Anmerkung zum Beitragsbild: Leider ist mir der Künstler dieser Darstellung (Wand in einer Hotellobby auf Mallorca) nicht bekannt (Foto: Astrid Berg)

8 Kommentare

  1. Liebe Astrid,
    ich fahre in letzter Zeit öfter mit der S-Bahn oder mit dem Bus. Ich glaube, ich muss nicht viel beschreiben, was ich da erlebe. Jeder ist mit seinem Smartphone beschäftigt, man ist ja schon ein Außenseiter, wenn man kein Smartphone in der Hand hat. Das Ding wird auch beim Aus- und Einsteigen nicht weggesteckt, Unterhaltung untereinander findet nicht statt. Heute saß ich im Bus, der überwiegend mit Schülern besetzt war. Früher waren solche Busse ohrenbetäubend laut; das war heute nicht der Fall.
    Ja – es sollte mehrere solche Opas geben, wie du in deiner Geschichte beschrieben hast.

    Viele Grüße
    Traudi

    • Astrid Berg sagt

      Liebe Traudi,
      genau diese Beobachtungen habe ich auch gemacht und deshalb ist diese Geschichte entstanden.
      Erst als ich ungefähr 12 Jahre alt war, haben meine Eltern einen Festnetzanschluss bekommen und heute halten schon Kleinkinder ein Handy in der Hand auf dem sie bewegte Bilder betrachten…
      Liebe Abendgrüße
      Astrid

  2. Eine wunderbare Geschichte, liebe Astrid, die mich sehr an eigene Beobachtungen erinnert hat. Ja, die schöne neue Welt… in der es für manche Menschen (vor allem in Städten, aber natürlich nicht ausschließlich) bloß noch VR und kein RL mehr gibt 😉 Aber vielleicht soll das die Kinder von heute ja auch schon darauf vorbereiten, dass Natur irgendwann nur noch virtuell stattfinden kann… Dann holt man sich einen schönen Ausblick per Bildschirm, Vogelgezwitscher per App… und braucht sich nicht mehr um Umweltschutz zu kümmern, weil nichts mehr da ist, was man noch schützen könnte… Der Opa ist jedenfalls ein weiser Mann – fragt sich nur, ob die beiden Buben mit einem Fußball tatsächlich etwas anfangen können ;-))
    Das Wandbild gefällt mir auch sehr!
    Herzliche Rostrosengrüße, alles Liebe und eine gute neue Woche!
    Traude
    Diesmal mit zwei aktuellen Posts:
    https://rostrose.blogspot.com/2019/11/omas-schatzkiste-eine-erganzung-zu.html
    https://einfachnachhaltigbesserleben.blogspot.com/2019/11/einab-36-omas-schatzkiste-vs-grokonzerne.html

    • Astrid Berg sagt

      Liebe Traude,
      wie immer im Leben, ist es auch hier so: Alles was übertrieben wird, läuft irgendwie in die falsche Richtung.

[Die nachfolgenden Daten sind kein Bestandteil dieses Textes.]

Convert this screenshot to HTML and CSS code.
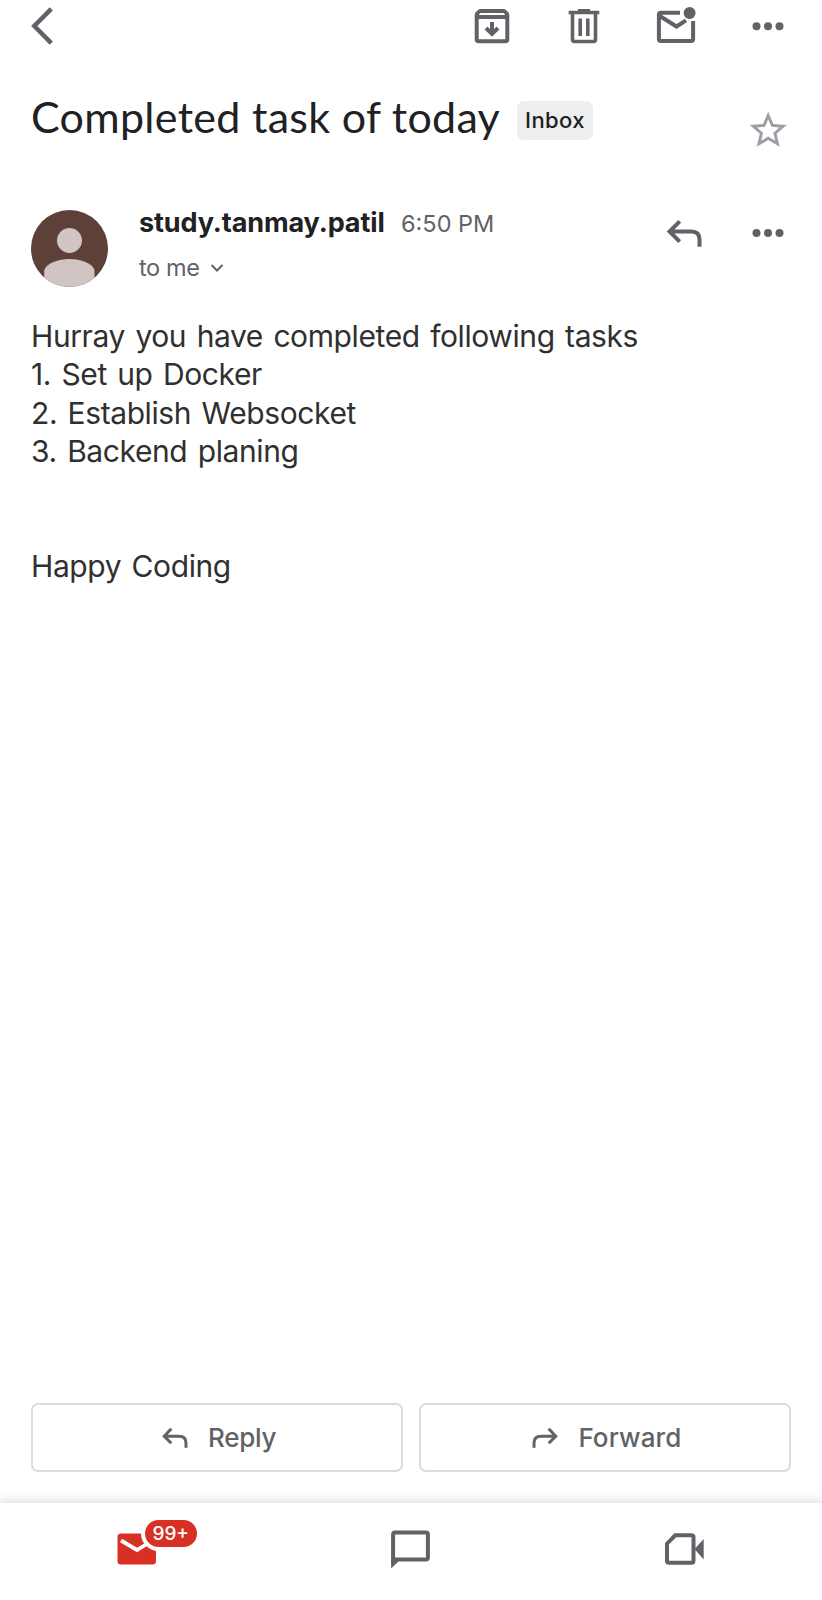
FILE: index.html
```html
<!DOCTYPE html>
<html lang="en">
<head>
<meta charset="utf-8">
<meta name="viewport" content="width=device-width">
<title>Completed task of today</title>
<link rel="stylesheet" href="styles.css">
</head>
<body>
<div class="app">
  <header class="toolbar">
    <svg class="icon back" viewBox="0 0 44 44"><path class="line" d="M21.300 4.800 4.300 22 21.300 39.200"/></svg>
    <div class="actions">
      <svg class="icon" viewBox="0 0 44 44"><path class="line" d="M6.700 12.500V11.200Q6.700 10.200 7.600 9.200L9.200 7.600Q10 6.900 11 6.900H33Q34 6.900 34.800 7.600L36.400 9.200Q37.300 10.200 37.300 11.200V35.200Q37.300 37.300 35.200 37.300H8.800Q6.700 37.300 6.700 35.200ZM6.700 13h30.600"/><path class="line" d="M22 18v12M16 24l6 6 6-6"/></svg>
      <svg class="icon" viewBox="0 0 44 44"><path class="line thin" d="M6.600 8.500h30.700M10.500 9v26.500q0 2 2 2h19q2 0 2-2V9M18.200 14.500v17.500M25.800 14.500v17.500"/><path class="fill" d="M16 5h12v3H16z"/></svg>
      <svg class="icon" viewBox="0 0 44 44"><path class="line" d="M26 8.700H7q-2.100 0-2.100 2v24.400q0 2 2 2h30.200q2 0 2-2V17M5 11.500l17.500 11 9.500-6.200"/><circle class="fill" cx="35.600" cy="8.900" r="6"/></svg>
      <svg class="icon" viewBox="0 0 44 44"><circle class="fill" cx="10.500" cy="22.300" r="4"/><circle class="fill" cx="22" cy="22.300" r="4"/><circle class="fill" cx="33.500" cy="22.300" r="4"/></svg>
    </div>
  </header>

  <section class="subject">
    <h1 class="title">Completed task of today</h1>
    <span class="chip">Inbox</span>
    <svg class="star" viewBox="0 0 24 24"><path d="M22 9.240l-7.190-.62L12 2 9.190 8.630 2 9.240l5.460 4.730L5.820 21 12 17.270 18.180 21l-1.630-7.030L22 9.240zM12 15.400l-3.760 2.270 1-4.280-3.320-2.880 4.380-.38L12 6.100l1.710 4.040 4.380.38-3.320 2.880 1 4.280L12 15.400z"/></svg>
  </section>

  <section class="sender">
    <svg class="avatar" viewBox="0 0 77 77"><defs><clipPath id="disc"><circle cx="38.500" cy="38.500" r="38.500"/></clipPath></defs><g clip-path="url(#disc)"><path fill="#5d4037" d="M0 0h77v77H0z"/><circle cx="38.500" cy="30.500" r="12.500" fill="#d0c5c2"/><path fill="#d0c5c2" d="M13.200 77V60C16 53 27 49 38.500 49S61 53 63.500 60v17z"/></g></svg>
    <div class="who">
      <div class="from"><span class="name">study.tanmay.patil</span><span class="time">6:50 PM</span></div>
      <div class="to"><span class="me">to me</span><svg class="caret" viewBox="0 0 14 10"><path d="M1.500 2 7 7.500 12.500 2"/></svg></div>
    </div>
    <div class="sender-actions">
      <svg class="icon" viewBox="0 0 44 44"><path class="line" d="M17.700 10.300 7.500 20.500l10.200 10.200M8 20.500H29.500q8 0 8 8V35.700"/></svg>
      <svg class="icon" viewBox="0 0 44 44"><circle class="fill" cx="10.500" cy="22" r="4"/><circle class="fill" cx="22" cy="22" r="4"/><circle class="fill" cx="33.500" cy="22" r="4"/></svg>
    </div>
  </section>

  <main class="message">
    <p>Hurray you have completed following tasks</p>
    <p>1. Set up Docker</p>
    <p>2. Establish Websocket</p>
    <p>3. Backend planing</p>
    <p class="signoff">Happy Coding</p>
  </main>

  <div class="replies">
    <button class="reply"><svg class="arrow" viewBox="0 0 26 22"><path d="M9.300 1.800 2.200 9.200l7.100 7.100M2.500 9.200H17q7 0 7 6.800V20.800"/></svg><span>Reply</span></button>
    <button class="reply forward"><svg class="arrow" viewBox="0 0 26 22"><path d="M16.700 1.800 23.800 9.200l-7.100 7.100M23.500 9.200H9q-7 0-7 6.800V20.800"/></svg><span>Forward</span></button>
  </div>

  <nav class="tabs">
    <div class="tab"><div class="mail">
      <svg class="tab-icon" viewBox="0 0 44 44"><rect x="2.500" y="6.500" width="38.500" height="31" rx="3.500" fill="#d93025"/><path d="M6 13.500 22 23l13-8" fill="none" stroke="#fff" stroke-width="3.800"/></svg>
      <span class="badge">99+</span>
    </div></div>
    <div class="tab"><svg class="tab-icon" viewBox="0 0 44 44"><path class="line" d="M4.100 36.500V7.500q0-2 2-2h30.800q2 0 2 2v23q0 2-2 2H6"/><path class="fill" d="M2.100 31v10.500L10 34V31z"/></svg></div>
    <div class="tab"><svg class="tab-icon" viewBox="0 0 44 44"><path class="line" d="M12.200 8.300H28.500q2 0 2 2v23.400q0 2-2 2H6q-2 0-2-2V16.700Z"/><path class="fill" d="M31.500 22l9.200-10v20.500z"/></svg></div>
  </nav>
</div>
</body>
</html>
```
FILE: styles.css
```css
* { box-sizing: border-box; }
body { margin: 0; background: #fff; font-family: Inter, sans-serif; }
h1, p { margin: 0; font-weight: 400; }
svg { display: block; flex: none; }

.app { width: 822px; height: 1600px; display: flex; flex-direction: column; overflow: hidden; }
.icon { width: 44px; height: 44px; }
.line { fill: none; stroke: #5f6368; stroke-width: 4; }
.thin { stroke-width: 3.600; }
.back .line { stroke-width: 4.500; }
.fill { fill: #5f6368; }

.toolbar { height: 92px; padding: 4.3px 31.700px 0 30px; display: flex; justify-content: space-between; align-items: flex-start; }
.actions { display: flex; gap: 48.200px; }

.subject { height: 118px; padding: 0 31.500px 0 31px; display: flex; align-items: flex-start; white-space: nowrap; }
.title { width: 486px; margin-top: -2px; font: 400 43px/54px Lato, sans-serif; letter-spacing: 0.300px; color: #202124; }
.chip { width: 76px; height: 38.500px; margin-top: 9px; border-radius: 7px; background: #eee; color: #202124; font-size: 22px; font-weight: 500; letter-spacing: 0.400px; line-height: 38px; text-align: center; }
.star { width: 44.400px; height: 44.400px; margin: 15.800px 0 0 auto; fill: #9aa0a6; }

.sender { height: 107px; padding: 0 31.700px 0 31px; display: flex; align-items: flex-start; white-space: nowrap; }
.avatar { width: 77px; height: 77px; }
.who { margin-left: 31px; padding-top: 1px; }
.from { height: 43.500px; display: flex; align-items: baseline; line-height: 24px; }
.name { width: 262px; font-size: 27px; font-weight: 700; letter-spacing: -0.100px; color: #202124; }
.time { font-size: 23.500px; color: #5f6368; }
.to { display: flex; align-items: center; line-height: 26px; color: #5f6368; font-size: 23.500px; }
.me { width: 71px; letter-spacing: -0.400px; }
.caret { width: 14px; height: 10px; margin-top: 1px; fill: none; stroke: #5f6368; stroke-width: 2; }
.sender-actions { display: flex; gap: 40px; margin-left: auto; padding-top: 1px; }

.message { flex: 1; padding: 0 31px; color: #303030; font-size: 30px; line-height: 38.400px; letter-spacing: -0.400px; word-spacing: 2.400px; white-space: nowrap; }
.signoff { margin-top: 76.800px; }

.replies { height: 100px; padding: 0 31px; display: flex; gap: 15.500px; }
.reply { flex: 1; height: 69px; padding: 0 0 0 4px; display: flex; justify-content: center; align-items: center; gap: 20px; border: 2px solid #dadce0; border-radius: 7px; background: #fff; color: #5f6368; font: 500 26px/34px Inter, sans-serif; letter-spacing: -0.300px; }
.forward { letter-spacing: 0.100px; }
.arrow { width: 26px; height: 22px; fill: none; stroke: #5f6368; stroke-width: 3; }

.tabs { height: 97px; display: flex; background: #fff; box-shadow: 0 -1px 10px rgba(0, 0, 0, .18); }
.tab { flex: 1; display: flex; justify-content: center; padding-top: 24px; }
.tab-icon { width: 44px; height: 44px; }
.mail { position: relative; height: 44px; }
.badge { position: absolute; left: 29.500px; top: -7px; width: 52.500px; height: 27px; border-radius: 14px; background: #d93025; box-shadow: 0 0 0 4px #fff; color: #fff; font-size: 19px; font-weight: 500; line-height: 27px; text-align: center; }
```
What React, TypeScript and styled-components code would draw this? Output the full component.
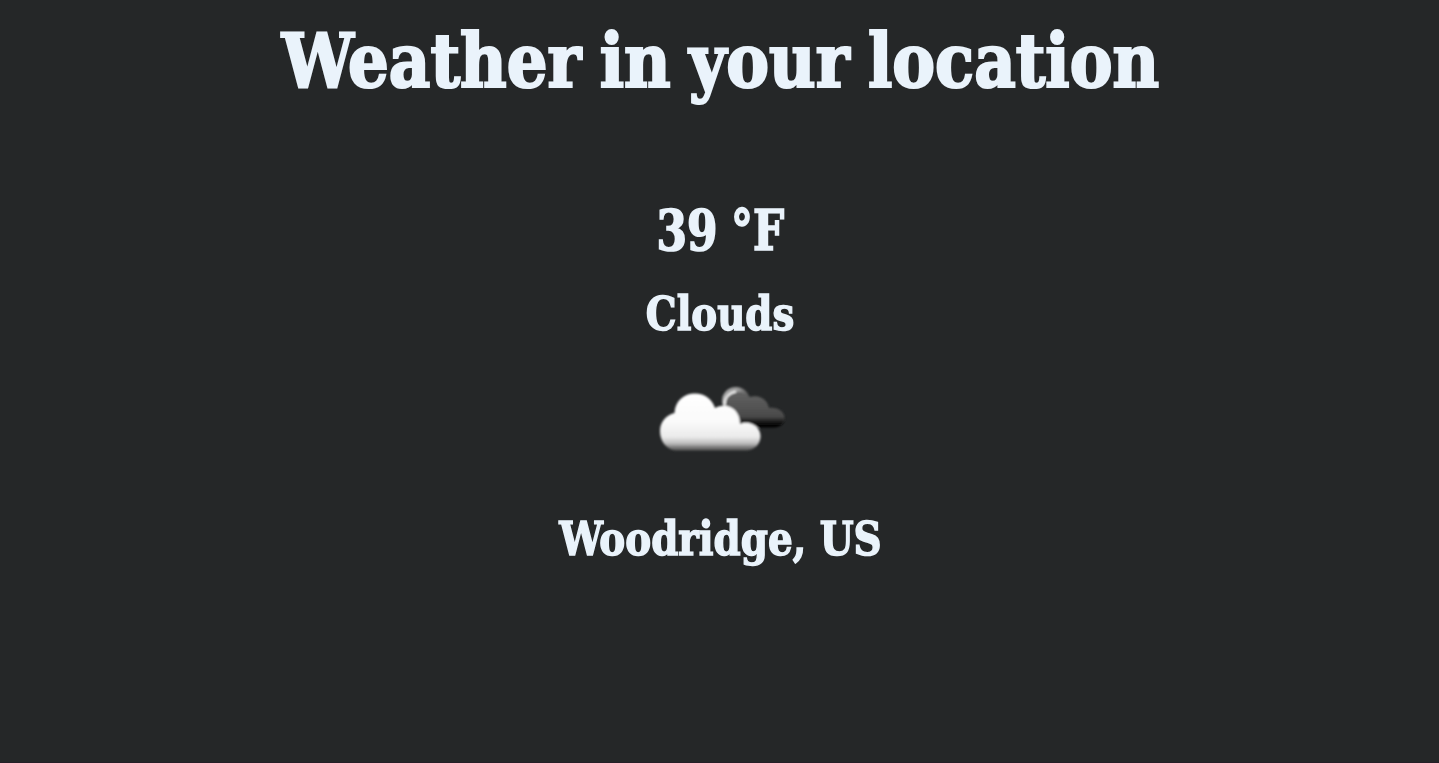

Ich habe allerdings auch schon bemerkt, dass das Handy inzwischen von jungen Leute teilweise auch schon als lästig und nervend empfunden wird. Es muss immer auch Zeiten geben, in denen man dieses kleine und oftmals auch nützliche Ding zur Seite legt.
      Man soll die Hoffnung nie aufgeben…
      LG
      Astrid

  3. Was für ein lustiges Ende! Leider ist es heute so. Alle Welt unterhält sich nur noch per Smartphone oder Mail. Doch das reale Leben mit Freunden ist doch viel schöner.
    Liebe Grüße von Kerstin.

    • Astrid Berg sagt

      Vor allen Dingen kann es lebhafter und lustiger sein. Keine virtuelle Welt kann die reale Interaktion von Menschen ersetzen.
      Liebe Dienstagsgrüße
      Astrid

  4. Liebe Astrid,
    was für eine feine Geschichte und leider definitiv Realität.
    Heute muss man schon zu Tricks greifen oder richtiggehend „mosern“, damit man sich echt unterhalten kann.
    Schönen Freitag Feierabend und liebe Grüße
    moni

    • Astrid Berg sagt

      Liebe Moni,
      ich habe allerdings festgestellt, dass dies mittlerweile nicht nur unserer Generation auffällt. Einige junge Leute ( so um die 30) in unserem Umfeld stellen ebenfalls fest, dass es auch Zeiten ohne Handy und Computer geben muss.